Recent performances by Napoli have placed Rafa Benitez’s project at a crucial juncture, suggests Richard Thomas.
Wednesday night’s enthralling Coppa Italia semi-final first leg at the Stadio Olimpico proved two perhaps contradicting things about where Rafa Benitez’s Napoli tenure currently stands.
Firstly, the way in which the Azzurri reacted to going two goals down was the sign of a team clearly united behind their Coach. With the score at 2-0, they looked dead and buried going into the half-time interval but fought back admirably against an excellent Giallorossi side.
Gervinho’s late winner came against the overall balance of play and the eventual defeat should not mask what was a real show of defiance from Benitez and Napoli. The sort of defiance that was sadly lacking in last Sunday’s 3-0 reverse against Atalanta.
Secondly, however, it also highlighted the precarious nature of Napoli’s season. While they will get their opportunity to put things right in front of their home faithful in the return leg next week, failure to do so would represent another black mark against Benitez’s name and provide a further test of patience for club President Aurelio de Laurentiis, who wants to see some sort of return for the investment he poured into the club and the Coach last summer.
It is all so different to the heady early days of the season when the Partenopei won nine of their first 11 Serie A matches, a period which also included a highly impressive Champions League victory over last season’s beaten finalists Dortmund. The Campania side were riding the crest of a wave and Benitez, fresh from a Europa League win with Chelsea, was at the forefront of it. With new, high quality signings aplenty, an instantly strong relationship with the fans and a seemingly seamless transition from predecessor Walter Mazzarri’s 3-5-2 to his own tried and trusted 4-2-3-1 formation having taken place, the scene seemed set for a long and successful stay at the San Paolo for the Spanish tactician. Even with the plethora of new arrivals at the club, De Laurentis described Benitez as ‘the most important signing of the summer’.
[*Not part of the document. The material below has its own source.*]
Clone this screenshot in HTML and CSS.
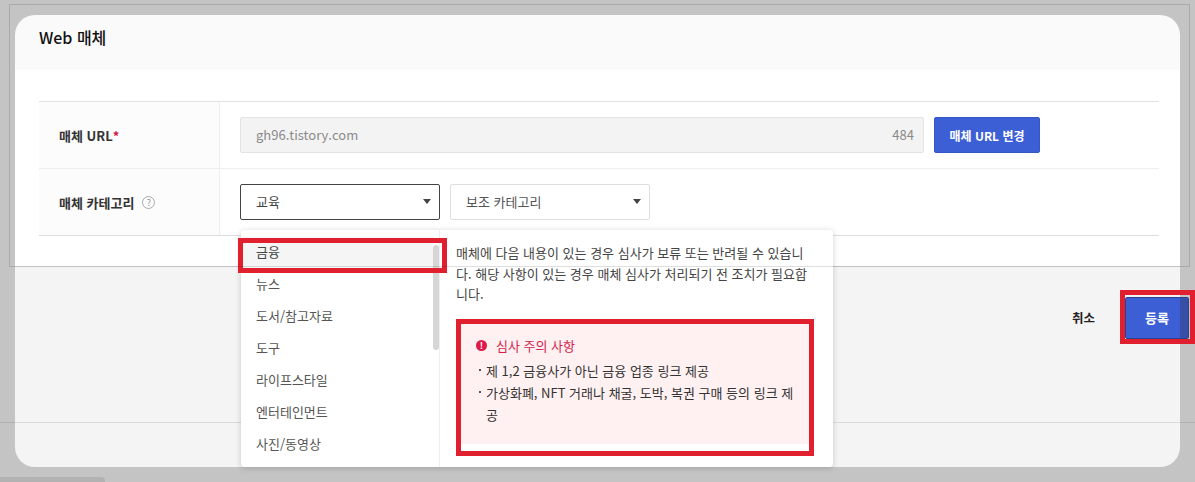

The gulf in class however between Benitez’s new look side and defending champions Juventus was cruelly exposed in a 3-0 defeat at the Stadio Juventus on November 10 and the team have since tailed off badly in the race for the Scudetto. What’s more, they now have Vincenzo Montella’s Fiorentina breathing down their necks in what looks like being a two horse race for third place and Champions League qualification. They are also out of this season’s Champions League, though to be critical of their elimination when they took 12 points in a group also containing Arsenal and Borussia Dortmund would be harsh in the extreme.
There is no doubt though that the vultures are beginning to circle around Benitez, whose rigid tactics and rotation policy in particular have come in for fierce recent criticism, particularly after his decision to bench Gonzalo Higuain and Marek Hamsik for last weekend’s battering in Bergamo.
The Spaniard maintains that the team is ‘in the early stages of its development’ and that it is ‘not the be all and end all to win something this season’, and it is true that until recently he has had to deal without injured star player Hamsik for parts of the season. Unfortunately for him it is also true that there are minimum requirements he must surely meet if he is to extend his stay in Campania to a second year.
When the hour of reckoning comes for Benitez at the season’s end he will not be blamed for early Champions League elimination. Neither was it ever realistic to believe that he could overhaul Juve for the Scudetto in one season, despite his excellent start. He would also probably survive failure to win at least one of the Europa League and Coppa Italia, though a trophy would obviously help his cause. What would be completely unacceptable though would be failure to secure Champions League qualification, something that given the resources the Spaniard has at his disposal and the current shortcomings of both Milan teams would have been deemed unthinkable at the season’s outset.
Benitez must now use all of his experience to entice more performances similar to that of Wednesday night’s second half from his team, only this time with the right results. Otherwise, the ‘Rafaluzione’ may be over before it has even really started.